As someone who probably uses twitter too often and has to consciously MAKE myself disconnect, I find the tenets of digital citizenship to be nothing more than common sense - no more difficult to understand than, let's say, why we should lock our doors when we leave the house every morning: it's more than possible that nothing will happen, but it's also quite possible that someone will clean you out (to be fair, though, even just checking to see if a stranger's door is unlocked takes a lot of nerve). Yes, strong passwords, common sense in what you post, compassion in how you treat others and avoiding the multiple ways that you can create a negative online presence for yourself (and worse) all make perfect sense to me as someone who spends a lot of his time immersed in some form of digital communication or interaction. I can build these kinds of lessons into my day to day teaching rather easily (much like we feel that we can model good interpersonal relationships, manners, or perhaps even common sense) since it's just a part of who I am and what I do in my day to day life it comes naturally. However, I'm aware that the reality is many students will require explicit instruction and guidance in these areas (which makes perfect sense) but, perhaps even more importantly, many current teachers are still functioning without digital citizenship skills, since they simply don't need them to get through their day to day lives - I would suggest that this is why a clear distinction and ready-made lessons are necessary when it comes to addressing digital citizenship.

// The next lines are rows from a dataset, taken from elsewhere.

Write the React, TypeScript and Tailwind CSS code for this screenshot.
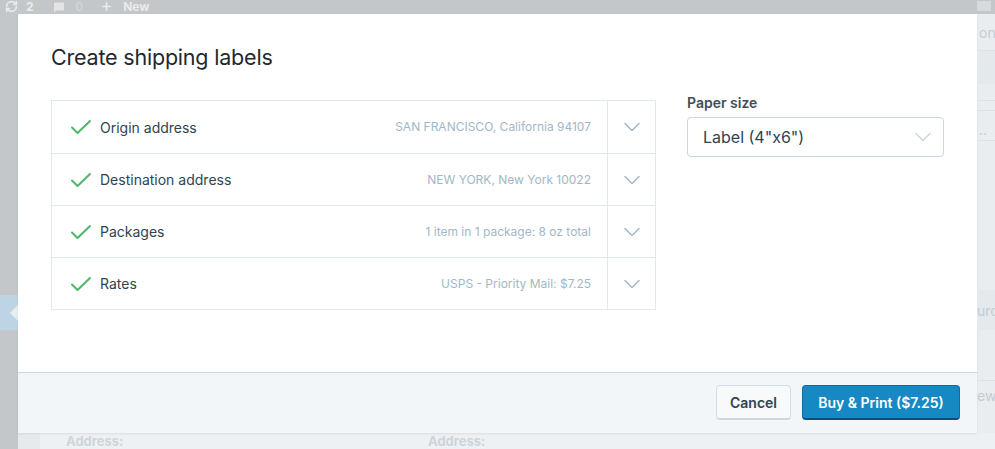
import { RefreshCw, MessageSquare, Plus } from 'lucide-react';

const font = { fontFamily: 'Inter, "Noto Sans", sans-serif' };

const steps = [
  { label: 'Origin address', summary: 'SAN FRANCISCO, California 94107' },
  { label: 'Destination address', summary: 'NEW YORK, New York 10022' },
  { label: 'Packages', summary: '1 item in 1 package: 8 oz total' },
  { label: 'Rates', summary: 'USPS - Priority Mail: $7.25' },
];

const Check = () => (
  <svg width="22" height="16" viewBox="0 0 22 16" fill="none">
    <path d="M2 8.5 L7.5 14 L20 2" stroke="#4ab866" strokeWidth="2" strokeLinecap="round" strokeLinejoin="round" />
  </svg>
);

const Chevron = ({ color = '#a2b9c9' }: { color?: string }) => (
  <svg width="16" height="10" viewBox="0 0 16 10" fill="none">
    <path d="M1 1.5 L8 8.5 L15 1.5" stroke={color} strokeWidth="1.5" strokeLinecap="round" strokeLinejoin="round" />
  </svg>
);

const App = () => {
  return (
    <div className="relative w-[995px] h-[449px] overflow-hidden bg-[#e9edf0]" style={font}>
      {/* Dimmed admin bar */}
      <div className="h-[14px] bg-[#c4c7ca] overflow-hidden">
        <div className="flex items-center h-[13px] pl-[5px] text-[#e9ebec] text-[12px] leading-[13px] font-bold">
          <RefreshCw size={13} strokeWidth={3} />
          <span className="ml-[8px]">2</span>
          <MessageSquare size={12} strokeWidth={0} fill="#e2e4e6" className="ml-[19px]" />
          <span className="ml-[11px] font-normal text-[#d5d8da]">0</span>
          <Plus size={13} strokeWidth={3} className="ml-[17px]" />
          <span className="ml-[10px]">New</span>
        </div>
      </div>

      {/* Dimmed page behind */}
      <div className="flex h-[435px]">
        <div className="w-[18px] bg-[#c4c7ca] flex flex-col">
          <div className="mt-[281px] h-[35px] bg-[#bcd4e3] flex items-center justify-end">
            <div className="w-0 h-0 border-y-[8px] border-y-transparent border-r-[8px] border-r-[#e9edf0]" />
          </div>
        </div>
        <div className="flex-1 flex flex-col">
          <div className="flex-1" />
          <div className="h-[16px] flex text-[13px] leading-[15px] font-bold text-[#cdd5db]">
            <div className="w-[22px] bg-[#e6eaed]" />
            <div className="flex-1 bg-[#edf1f4] flex items-end pl-[26px]">
              <span className="w-[362px]">Address:</span>
              <span>Address:</span>
            </div>
          </div>
        </div>
      </div>

      {/* Modal */}
      <div className="absolute left-[18px] top-[14px] w-[959px] h-[419px] bg-white flex flex-col shadow-[0_1px_2px_rgba(0,0,0,0.08)]">
        <div className="flex-1 px-[33px] pt-[28px]">
          <h1 className="text-[21.5px] leading-[30px] text-[#23282d] tracking-[-0.2px]">Create shipping labels</h1>
          <div className="mt-[28px] flex gap-[31px]">
            <div className="w-[605px] border border-[#e1e8ee]">
              {steps.map((s, i) => (
                <div key={s.label} className={`flex h-[52px] ${i > 0 ? 'border-t border-[#e1e8ee]' : ''}`}>
                  <div className="flex-1 flex items-center pl-[18px] pr-[16px]">
                    <Check />
                    <span className="ml-[8px] text-[14px] text-[#2e4453]">{s.label}</span>
                    <span className="ml-auto text-[12px] text-[#a2b7c6]">{s.summary}</span>
                  </div>
                  <div className="w-[48px] border-l border-[#e1e8ee] flex items-center justify-center">
                    <Chevron />
                  </div>
                </div>
              ))}
            </div>
            <div className="flex-1">
              <div className="text-[14px] font-semibold text-[#3d4e5c] leading-[18px] -mt-[6px]">Paper size</div>
              <div className="mt-[5px] h-[40px] border border-[#c8d7e1] rounded-[4px] flex items-center pl-[15px] pr-[12px]">
                <span className="text-[16px] text-[#2e4453]">Label (4"x6")</span>
                <span className="ml-auto">
                  <Chevron color="#c8d7e1" />
                </span>
              </div>
            </div>
          </div>
        </div>
        <div className="h-[61px] bg-[#f3f6f8] border-t border-[#c8d7e1] flex items-center justify-end gap-[11px] pr-[17px] pb-[1px]">
          <button className="h-[35px] w-[75px] bg-[#f7f9fa] border border-[#d4dee6] border-b-2 border-b-[#c8d7e1] rounded-[4px] text-[14px] font-semibold text-[#2e4453]">
            Cancel
          </button>
          <button className="h-[35px] w-[158px] bg-[#1689c4] border border-[#0a6ea1] border-b-2 border-b-[#005082] rounded-[4px] text-[14px] font-semibold text-white">
            Buy &amp; Print ($7.25)
          </button>
        </div>
      </div>

      {/* Dimmed right strip content */}
      <div className="absolute left-[977px] top-[14px] w-[18px] h-[419px] flex flex-col text-[14px] text-[#c3ccd3] overflow-hidden">
        <div className="h-[36px] flex items-center pl-[2px]">on</div>
        <div className="h-[34px] bg-[#e4e9ed] border-t border-[#dbe1e6]" />
        <div className="h-[16px]" />
        <div className="h-[10px] border-t border-[#dbe1e6]" />
        <div className="h-[30px] border-t border-[#dbe1e6] flex items-end pl-[2px]">..</div>
        <div className="h-[150px] border-t border-[#dbe1e6]" />
        <div className="h-[40px] bg-[#e4e9ed] flex items-center whitespace-nowrap">urch</div>
        <div className="h-[50px]" />
        <div className="h-[30px] border-t border-[#dbe1e6] flex items-center">ew</div>
      </div>
      <div className="absolute left-[975px] top-[0px] w-[20px] h-[14px] overflow-hidden">
        <div className="ml-[2px] mt-[1px] w-[14px] h-[10px] bg-[#d7dadc] rounded-[1px]" />
      </div>
    </div>
  );
};

export default App;
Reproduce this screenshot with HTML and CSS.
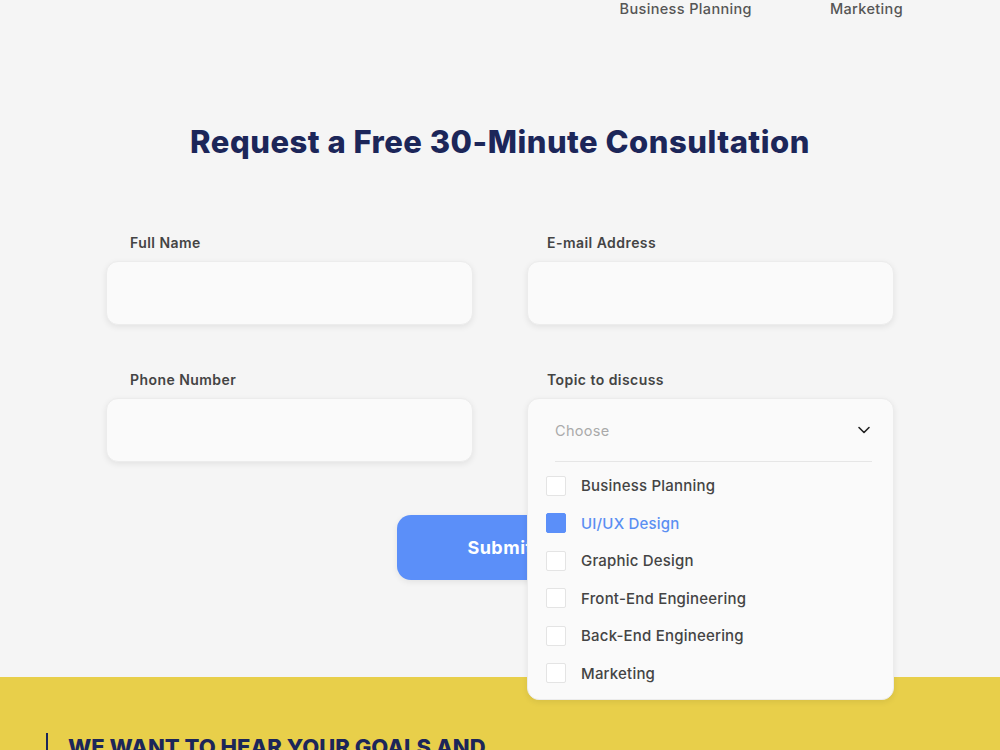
FILE: index.html
```html
<!DOCTYPE html>
<html lang="en">
<head>
    <meta charset="UTF-8">
    <meta name="viewport" content="width=device-width, initial-scale=1.0">
    <title>Free Consultation</title>
    <link rel="stylesheet" href="styles.css">
</head>
<body>
    <div class="top-links">
        <a href="#">Business Planning</a>
        <a href="#">Marketing</a>
    </div>

    <section class="consult">
        <h1>Request a Free 30-Minute Consultation</h1>
        <form class="consult-form">
            <div class="field">
                <label for="fullName">Full Name</label>
                <input type="text" id="fullName">
            </div>
            <div class="field">
                <label for="email">E-mail Address</label>
                <input type="email" id="email">
            </div>
            <div class="field">
                <label for="phone">Phone Number</label>
                <input type="tel" id="phone">
            </div>
            <div class="field">
                <label>Topic to discuss</label>
                <div class="select">
                    <!-- Открытый список тем -->
                    <div class="select-panel">
                        <div class="select-head">
                            <span>Choose</span>
                            <svg width="16" height="16" viewBox="0 0 16 16"><path d="M3 5.5l5 5 5-5" fill="none" stroke="#222" stroke-width="1.6" stroke-linecap="round" stroke-linejoin="round"/></svg>
                        </div>
                        <ul class="select-list">
                            <li><span class="check"></span>Business Planning</li>
                            <li class="selected"><span class="check"></span>UI/UX Design</li>
                            <li><span class="check"></span>Graphic Design</li>
                            <li><span class="check"></span>Front-End Engineering</li>
                            <li><span class="check"></span>Back-End Engineering</li>
                            <li><span class="check"></span>Marketing</li>
                        </ul>
                    </div>
                </div>
            </div>
            <div class="actions">
                <button type="submit">Submit</button>
            </div>
        </form>
    </section>

    <section class="goals">
        <h2>WE WANT TO HEAR YOUR GOALS AND</h2>
    </section>
</body>
</html>
```

FILE: styles.css
```css
body {
    font-family: Inter, "Open Sans", sans-serif;
    background-color: #f5f5f5;
    margin: 0;
    padding: 0;
    color: #444;
}
.top-links {
    display: flex;
    justify-content: flex-end;
    gap: 78px;
    padding: 1px 97px 0 0;
    height: 17px;
    line-height: 16px;
}
.top-links a {
    color: #555;
    text-decoration: none;
    font-size: 14.5px;
    font-weight: 500;
    letter-spacing: 0.35px;
}
.consult {
    padding: 106px 0 97px;
}
h1 {
    margin: 0 0 74px;
    text-align: center;
    font-size: 31px;
    font-weight: 800;
    letter-spacing: 0.5px;
    color: #1c2659;
    line-height: 36px;
}
.consult-form {
    width: 788px;
    margin: 0 auto;
    display: grid;
    grid-template-columns: 1fr 1fr;
    column-gap: 54px;
    row-gap: 46px;
}
.field label {
    display: block;
    padding-left: 24px;
    margin-bottom: 9px;
    font-size: 14px;
    font-weight: 600;
    letter-spacing: 0.45px;
    color: #444;
    line-height: 18px;
}
.field:nth-child(even) label {
    padding-left: 20px;
}
.field input {
    box-sizing: border-box;
    width: 100%;
    height: 64px;
    border: 1px solid #ececec;
    border-radius: 12px;
    background-color: #fafafa;
    box-shadow: 0 2px 6px rgba(0, 0, 0, 0.08);
    outline: none;
}
.select {
    position: relative;
    height: 64px;
}
.select-panel {
    position: absolute;
    top: 0;
    left: 0;
    right: 0;
    z-index: 2;
    background-color: #fafafa;
    border: 1px solid #ececec;
    border-radius: 12px;
    box-shadow: 0 2px 6px rgba(0, 0, 0, 0.08);
}
.select-head {
    display: flex;
    justify-content: space-between;
    align-items: center;
    height: 62px;
    margin: 0 21px 0 27px;
    border-bottom: 1px solid #e6e6e6;
    font-size: 14.5px;
    letter-spacing: 0.3px;
    color: #aaa;
}
.select-list {
    list-style: none;
    margin: 0;
    padding: 5px 0 7px 18px;
}
.select-list li {
    display: flex;
    align-items: center;
    gap: 15px;
    height: 37.5px;
    font-size: 15px;
    font-weight: 500;
    letter-spacing: 0.2px;
    color: #444;
}
.check {
    box-sizing: border-box;
    width: 20px;
    height: 20px;
    border: 1px solid #e4e4e4;
    border-radius: 2px;
    background-color: #fff;
}
.select-list .selected {
    color: #5b8ff2;
}
.selected .check {
    background-color: #5b8ff9;
    border-color: #5b8ff9;
}
.actions {
    grid-column: 1 / 3;
    display: flex;
    justify-content: center;
    padding-top: 7px;
}
button {
    width: 206px;
    height: 65px;
    border: none;
    border-radius: 14px;
    background-color: #5b8ff9;
    color: #fff;
    font-family: inherit;
    font-size: 18px;
    font-weight: 700;
    letter-spacing: 0.5px;
    box-shadow: 0 2px 6px rgba(0, 0, 0, 0.08);
    cursor: pointer;
}
.goals {
    background-color: #e8cf4a;
    padding: 56px 46px 60px;
}
.goals h2 {
    margin: 0;
    padding-left: 20px;
    border-left: 2px solid #1c2659;
    font-size: 22px;
    font-weight: 800;
    color: #1c2659;
    line-height: 28px;
}
```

Prior to writing this, my thinking was that digital citizenship is just the evolution of citizenship. We live in a world that is increasingly connected, a world where technology is ubiquitous and geographically distances of thousands of miles don't mean all that much (well, you do have to be aware of time zones, but you can collaborate with someone in Switzerland on a project rather easily if you like). As a blogger for various websites, I collaborated with people all over the USA, and as an educator who is striving to learn from sources beyond his own backyard, I interact with people from a variety of disciplines and backgrounds (not just educators) on twitter, regularly. As someone who is passionate about many social justice causes and concerns I sign digital petitions that originate from any number of countries around the world and donate to various causes, based nearly anywhere in the world, often from my smart phone and, again, on a regular basis. Managing all of these digital interactions with civility, decency and in a way that allows me to maintain a positive reputation and contribute to the world in a positive way requires good citizenship. Period. Digital citizenship is not something separate from plain old (new?) citizenship. Educators who already interact with the global community in the way that I've mentioned will have no problem understanding my point in all of this. For others, however, this blog might not serve much of a purpose. In that case, allow me to refer you to an excellent summary of what we need to explicitly teach with regards to digital citizenship, by Vicki Davis: What Your Students Really Need to Know About Digital Citizenship | Edutopia.
For Catholic educators, the Ottawa Catholic School Board has put together a great website that aims to support digital citizenship education for Catholic learners: OCSB Digital Citizenship
Also, Ontario educators might be particularly interested in the work done by the Ontario Software Acquisition Program Advisory Committee (OSAPAC), who have put together some excellent digital citizenship resources.
Finally, if you take the time to read Vicki Davis' blog, you'll notice that my "Digital Citizenship is Just Citizenship" title shares a philosophy with Anne Collier. While I came to my conclusion without Ms. Collier's help, I will give credit where it's due - this is the age of collaboration, after all, and that's what a good (digital) citizen would do.